ClimbsRocks / machineJS

[UNMAINTAINED] Automated machine learning- just give it a data file! Check out the production-ready version of this project at ClimbsRocks/auto_ml
https://github.com/ClimbsRocks/auto_ml
408 stars 62 forks source link

modularization ideas #51

Closed ClimbsRocks closed 9 years ago

ClimbsRocks commented 9 years ago
  1. data-formatter: format a dataset for neural networks
  2. best-brain: grid search for brain.js.

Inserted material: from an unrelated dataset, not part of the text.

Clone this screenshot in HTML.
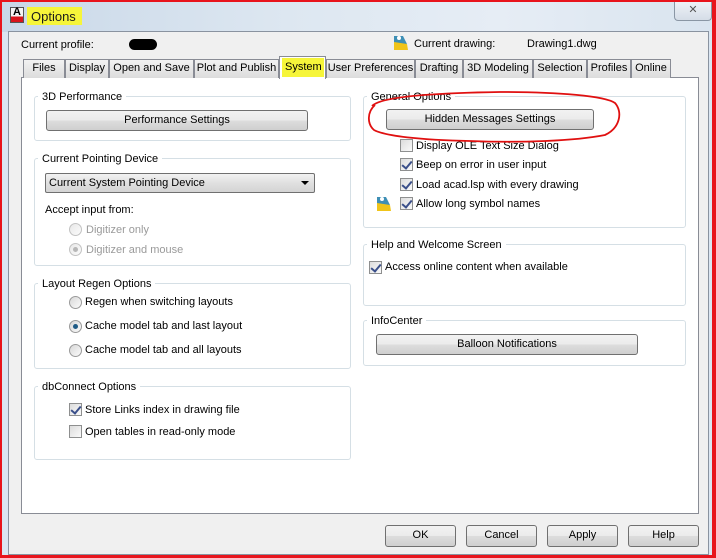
<!DOCTYPE html>
<html><head><meta charset="utf-8"><style>
*{box-sizing:border-box;margin:0;padding:0}
body{width:716px;height:558px;position:relative;overflow:hidden;background:#dbe6f2;font-family:"Liberation Sans",sans-serif;font-size:11px;color:#000}
.a{position:absolute}
.t{position:absolute;white-space:nowrap;font-size:11px;line-height:14px}
.grp{position:absolute;border:1px solid #d5dfe5;border-radius:3px}
.lbl{position:absolute;background:#fff;padding:0 4px;left:3px;top:-7px;line-height:14px;white-space:nowrap;font-size:11px}
.btn{position:absolute;border:1px solid #707070;border-radius:3px;background:linear-gradient(#f2f2f2 0,#ebebeb 50%,#dddddd 51%,#cfcfcf 100%);text-align:center;line-height:19px;font-size:11px;white-space:nowrap}
.cb{position:absolute;width:13px;height:13px;border:1px solid #8e8f8f;background:linear-gradient(135deg,#dcdcdc,#fafafa)}
.cb.on::after{content:"";position:absolute;left:3px;top:0px;width:4px;height:8px;border:solid #3a4f8a;border-width:0 2px 2px 0;transform:rotate(40deg)}
.rd{position:absolute;width:13px;height:13px;border:1px solid #9a9a9a;border-radius:50%;background:linear-gradient(135deg,#d8d8d8,#fbfbfb)}
.rd.on::after{content:"";position:absolute;left:3px;top:3px;width:5px;height:5px;border-radius:50%;background:#1f5b86}
.rd.dis{opacity:.6}
.rd.dis.on::after{background:#888}
.tab{position:absolute;top:59px;height:19px;border:1px solid #898c95;border-bottom:none;background:linear-gradient(#f2f2f2,#dcdcdc);line-height:17px;text-align:center;font-size:11px;white-space:nowrap;overflow:hidden}
</style></head><body>
<div class="a" style="left:0;top:0;width:716px;height:558px;border:2px solid #e8141c;border-right-width:4px;border-bottom-width:3px"></div>
<div class="a" style="left:2px;top:2px;width:710px;height:30px;background:linear-gradient(90deg,#c9d8e8,#dde7f1 40%,#e6edf5 70%,#d9e4ef)"></div>
<div class="a" style="left:10px;top:7px;width:14px;height:16px;background:linear-gradient(#f4f4f4 0,#f4f4f4 60%,#d8141c 60%);border:1px solid #555;font-size:11px;font-weight:bold;line-height:9px;text-align:center">A</div>
<div class="a" style="left:27px;top:7px;width:55px;height:18px;background:#f6f53a"></div>
<div class="t" style="left:31px;top:9px;font-size:13px;line-height:16px;color:#1b1b1b">Options</div>
<div class="a" style="left:674px;top:2px;width:38px;height:19px;border:1px solid #8a96a4;border-top:none;border-radius:0 0 4px 4px;background:linear-gradient(#eef2f7,#d5dde7);text-align:center;font-size:11px;color:#555;line-height:17px">✕</div>
<div class="a" style="left:8px;top:31px;width:701px;height:524px;background:#f0f0f0;border:1px solid #8a93a0"></div>
<div class="t" style="left:21px;top:38px">Current profile:</div>
<div class="a" style="left:129px;top:39px;width:28px;height:11px;background:#000;border-radius:6px"></div>
<svg class="a" style="left:393px;top:35px" width="16" height="16"><polygon points="1,4 14,9 15,15 1,15" fill="#f0c419"/><polygon points="1,1 10,1 14,9 1,7" fill="#3e8fb5"/><circle cx="6" cy="3" r="2" fill="#fff"/></svg>
<div class="t" style="left:414px;top:37px">Current drawing:</div>
<div class="t" style="left:527px;top:37px">Drawing1.dwg</div>
<div class="a" style="left:21px;top:77px;width:678px;height:437px;background:#fff;border:1px solid #898c95"></div>
<div class="tab" style="left:23px;width:42px">Files</div>
<div class="tab" style="left:65px;width:44px">Display</div>
<div class="tab" style="left:109px;width:85px">Open and Save</div>
<div class="tab" style="left:194px;width:85px">Plot and Publish</div>
<div class="tab" style="left:279px;top:56px;height:23px;width:47px;background:#fff;z-index:2"></div>
<div class="a" style="left:282px;top:58px;width:42px;height:19px;background:#f6f53a;z-index:3"></div>
<div class="t" style="left:285px;top:60px;z-index:4">System</div>
<div class="tab" style="left:326px;width:89px">User Preferences</div>
<div class="tab" style="left:415px;width:48px">Drafting</div>
<div class="tab" style="left:463px;width:70px">3D Modeling</div>
<div class="tab" style="left:533px;width:54px">Selection</div>
<div class="tab" style="left:587px;width:44px">Profiles</div>
<div class="tab" style="left:631px;width:40px">Online</div>

<div class="grp" style="left:34px;top:96px;width:317px;height:45px"><span class="lbl">3D Performance</span></div>
<div class="btn" style="left:46px;top:110px;width:262px;height:21px">Performance Settings</div>

<div class="grp" style="left:34px;top:158px;width:317px;height:108px"><span class="lbl">Current Pointing Device</span></div>
<div class="a" style="left:45px;top:173px;width:270px;height:20px;border:1px solid #707070;border-radius:2px;background:linear-gradient(#f2f2f2,#e0e0e0 50%,#d4d4d4)"></div>
<div class="t" style="left:49px;top:176px">Current System Pointing Device</div>
<div class="a" style="left:301px;top:181px;width:0;height:0;border-left:4px solid transparent;border-right:4px solid transparent;border-top:4px solid #000"></div>
<div class="t" style="left:45px;top:203px">Accept input from:</div>
<div class="rd dis" style="left:69px;top:223px"></div><div class="t" style="left:86px;top:223px;color:#9a9a9a">Digitizer only</div>
<div class="rd dis on" style="left:69px;top:243px"></div><div class="t" style="left:86px;top:243px;color:#9a9a9a">Digitizer and mouse</div>

<div class="grp" style="left:34px;top:283px;width:317px;height:86px"><span class="lbl">Layout Regen Options</span></div>
<div class="rd" style="left:69px;top:296px"></div><div class="t" style="left:85px;top:295px">Regen when switching layouts</div>
<div class="rd on" style="left:69px;top:320px"></div><div class="t" style="left:85px;top:319px">Cache model tab and last layout</div>
<div class="rd" style="left:69px;top:344px"></div><div class="t" style="left:85px;top:343px">Cache model tab and all layouts</div>

<div class="grp" style="left:34px;top:386px;width:317px;height:74px"><span class="lbl">dbConnect Options</span></div>
<div class="cb on" style="left:69px;top:403px"></div><div class="t" style="left:85px;top:403px">Store Links index in drawing file</div>
<div class="cb" style="left:69px;top:425px"></div><div class="t" style="left:85px;top:425px">Open tables in read-only mode</div>

<div class="grp" style="left:363px;top:96px;width:323px;height:132px"><span class="lbl">General Options</span></div>
<div class="btn" style="left:386px;top:109px;width:208px;height:21px">Hidden Messages Settings</div>
<div class="cb" style="left:400px;top:139px"></div><div class="t" style="left:416px;top:139px">Display OLE Text Size Dialog</div>
<div class="cb on" style="left:400px;top:158px"></div><div class="t" style="left:416px;top:158px">Beep on error in user input</div>
<div class="cb on" style="left:400px;top:178px"></div><div class="t" style="left:416px;top:178px">Load acad.lsp with every drawing</div>
<svg class="a" style="left:376px;top:196px" width="16" height="16"><polygon points="1,4 14,9 15,15 1,15" fill="#f0c419"/><polygon points="1,1 10,1 14,9 1,7" fill="#3e8fb5"/><circle cx="6" cy="3" r="2" fill="#fff"/></svg>
<div class="cb on" style="left:400px;top:197px"></div><div class="t" style="left:416px;top:197px">Allow long symbol names</div>

<div class="grp" style="left:363px;top:244px;width:323px;height:62px"><span class="lbl">Help and Welcome Screen</span></div>
<div class="cb on" style="left:369px;top:261px"></div><div class="t" style="left:385px;top:260px">Access online content when available</div>

<div class="grp" style="left:363px;top:320px;width:323px;height:46px"><span class="lbl">InfoCenter</span></div>
<div class="btn" style="left:376px;top:334px;width:262px;height:21px">Balloon Notifications</div>

<svg class="a" style="left:0;top:0" width="716" height="558"><path d="M372,106 C380,97 430,93 500,92 C560,92 605,96 615,103 C623,112 620,128 605,135 C575,141 520,143 470,141 C420,140 385,136 374,130 C367,124 367,112 375,105" fill="none" stroke="#e01010" stroke-width="1.8"/></svg>

<div class="btn" style="left:385px;top:525px;width:71px;height:22px">OK</div>
<div class="btn" style="left:466px;top:525px;width:71px;height:22px">Cancel</div>
<div class="btn" style="left:547px;top:525px;width:71px;height:22px">Apply</div>
<div class="btn" style="left:628px;top:525px;width:71px;height:22px">Help</div>
</body></html>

Just returns the most optimized neural network available- no predictions or anything. would not include the extra training time, but would include instructions on how to warmStart the brain returned to you so you could control the extra training time yourself.
  3. automated-brain: combining these two to automate the entire process of making predictions against a dataset using a neural network. would add in the making predictions part
  4. ensembler- takes in the prediction files from various other ml algos, and ensembles them together in creative ways
  5. python-data-formatter: gets data ready for machine learning in python's scikit-learn library (summarizes it so the user can easily spot errors, runs the same transformations against the combined training/testing data set so they're binarized/normalized/whateverized in the same way, imputes missing values, etc.). ideally this would be flexible enough to format it for different ml algos (maybe svms need normalization, while random forests don't)
  6. automated-machine-learning: run all the python classifiers, making predictions agains the datasets and writing those to predictions files
  7. assembling all this together to make a single master predictions file at the end with all these ml algos
ClimbsRocks commented 9 years ago

the spirit of this issue has been solved, though i've increased maintainability even further than expected through removing brain.js entirely.

data-formatter is it's own module ensembling together is it's own module ppComplete is it's own module with all the controlling logic.